O
cômico já está disposto na narrativa, embora ainda um tanto sisudo, desde a Ilíada. Tome-se como exemplo o papel
cumprido por Vulcano, ilustre artífice do Olimpo, cuja característica risível
impressa por Homero, estabelece-se desde a aparência desse curioso personagem,
exageradamente dotado de fealdade, pois disforme e coxo.
Homero
introduzia sutilmente o risível em meio a um rol de graves ações realizadas por
gravíssimos e portentosos heróis, a partir da (des) figuração de um antípoda da
beleza.
É pela
antítese, melhor, é pela ironia que Homero faz com que seus leitores esbocem
jocosos sorrisos.
A
passagem que traz essa revelação é aquela em que Vulcano intervém ardilosamente
em favor de Juno (sua mãe), na contenda provocada por ela com o Júpiter (seu
pai), por conta da intromissão dela em questões humanas, condizentes
tão-somente às inquestionáveis decisões do deus maior do Olimpo.
A
ironia homérica, aqui disposta, está no fato de Vulcano protagonizar o risível,
não por sua desastrosa aparência, mas por seus artificiosos dotes.
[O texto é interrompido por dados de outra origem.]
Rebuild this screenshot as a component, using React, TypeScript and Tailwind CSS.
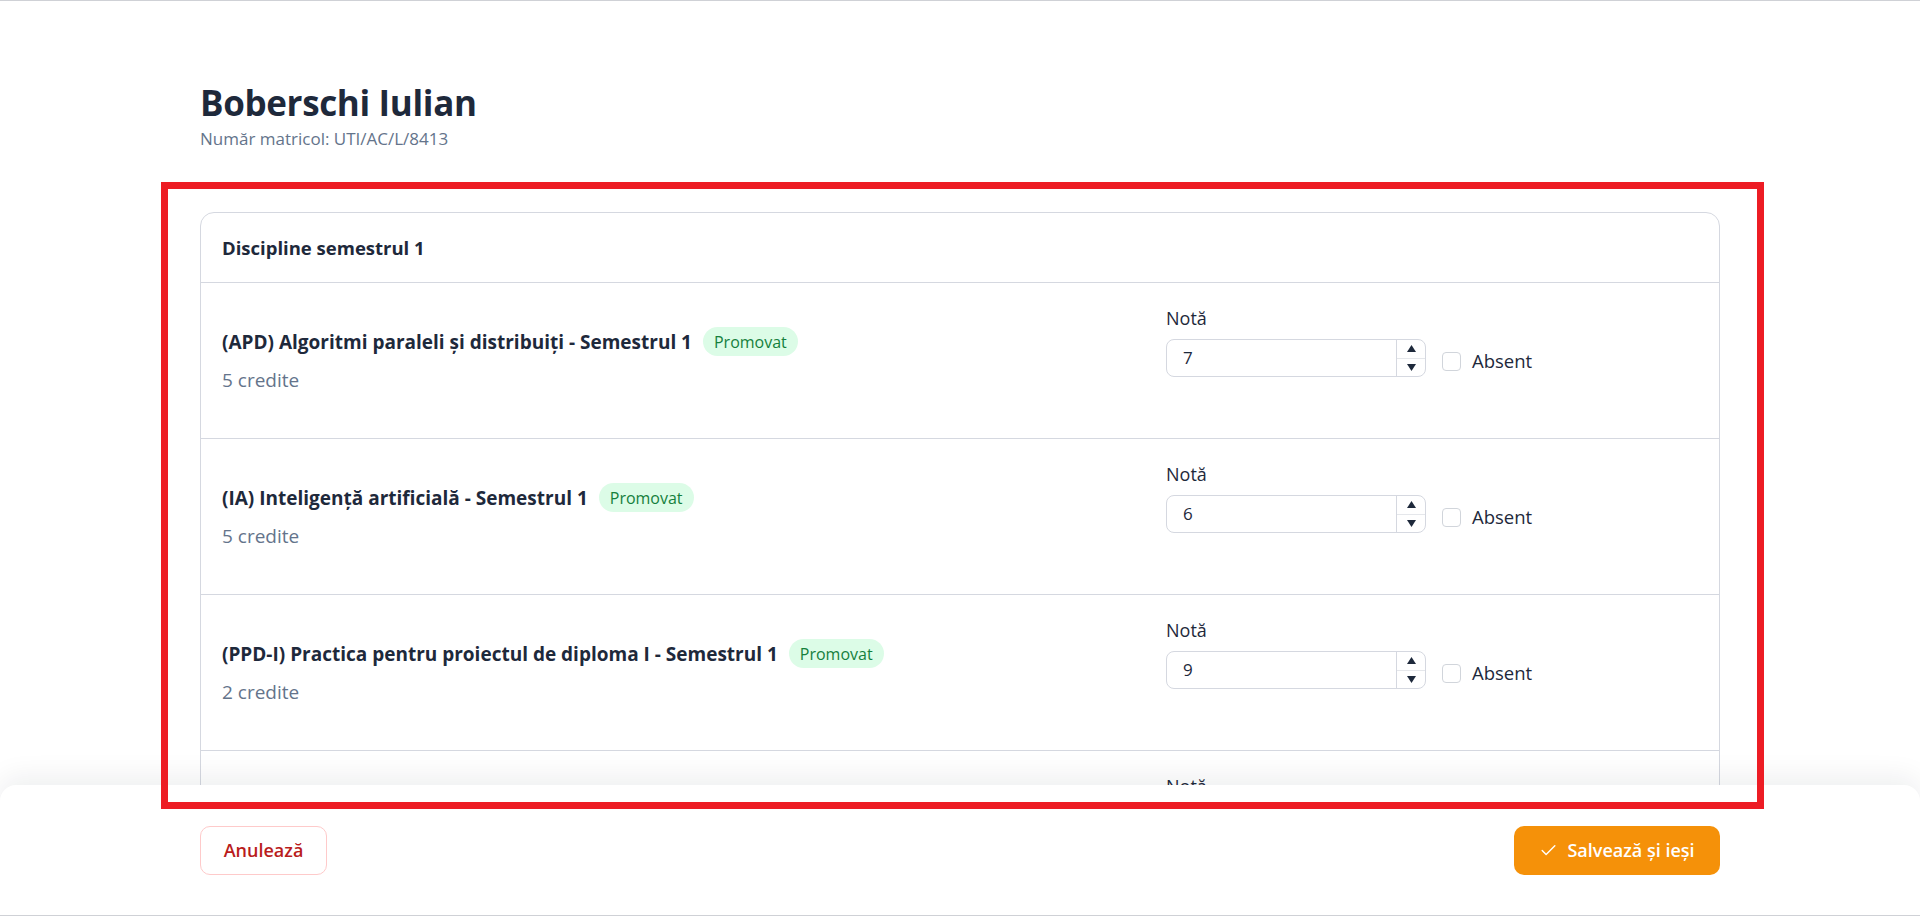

E nem nos
referimos aqui à sua engenhosidade no manuseio da forja e do martelo em densa
fornalha, [“Ora com sopro lento, ora apressado,/Segundo o que há na mente e
quer o artista./Cobre o indômito ao fogo e estanho e prata/E ouro pôs fino, ao
cepo vasta incude,/A tenaz numa mão, noutra o martelo.”], mas de sua astúcia no
trato com as palavras.
Para
amainar a ira de Júpiter em relação às intromissões de Juno em seus desígnios,
Vulcano exorta a mãe, em primeiro lugar, a prescindir em opinar sobre os
desatinos das ações dos humanos [“É praga intolerável que aos Supremos/Questões
humanas alvoroto excitem;”]. Para tanto, alerta para o preço alto a pagar por
esse tipo de atitude: a perda dos prazerosos benefícios advindos do habitar os
altos céus [“Se o mal grassa, os festins seu preço perdem.”; “Não nos turbe as
delícias do banquete./Pois, se tal se lhe antoja, o Omnipotente/Destes asentos
nos derriba a todos.”]. Na sequência, sugere à iracunda genitora, femininas
manhas para aplacar a raiva paterna [“À mãe discreta aviso a que amacie/Meu pai
dileto;”; “Sim, com ternos obséquios o acarinhes; Plácido ele nos seja.”].
Já com
uma taça de vinho à mão pelo filho ofertada, Juno recolhe suas mágoas, e se une
a Júpiter em novas núpcias.
Toda
essa ação não ocorre no recôndito íntimo de um aposento individual, mas à vista
de todos os demais deuses que a presenciam em estrépitas gargalhadas [“Os
beatos celícolas romperam/Numa infinita cachinada, quando/Vulcano a escancear
se azafamava.”]. É Homero que faz deslizar suavemente a épica para a comédia, migrando
a trama narrativa em risível cena teatral.
Eis o
germinar da comicidade na épica, o riso provindo de um enfeixar de gêneros.
HOMERO. Ilíada. [trad. Manuel Odorico Mendes]. São Paulo: Martin Claret, 2004.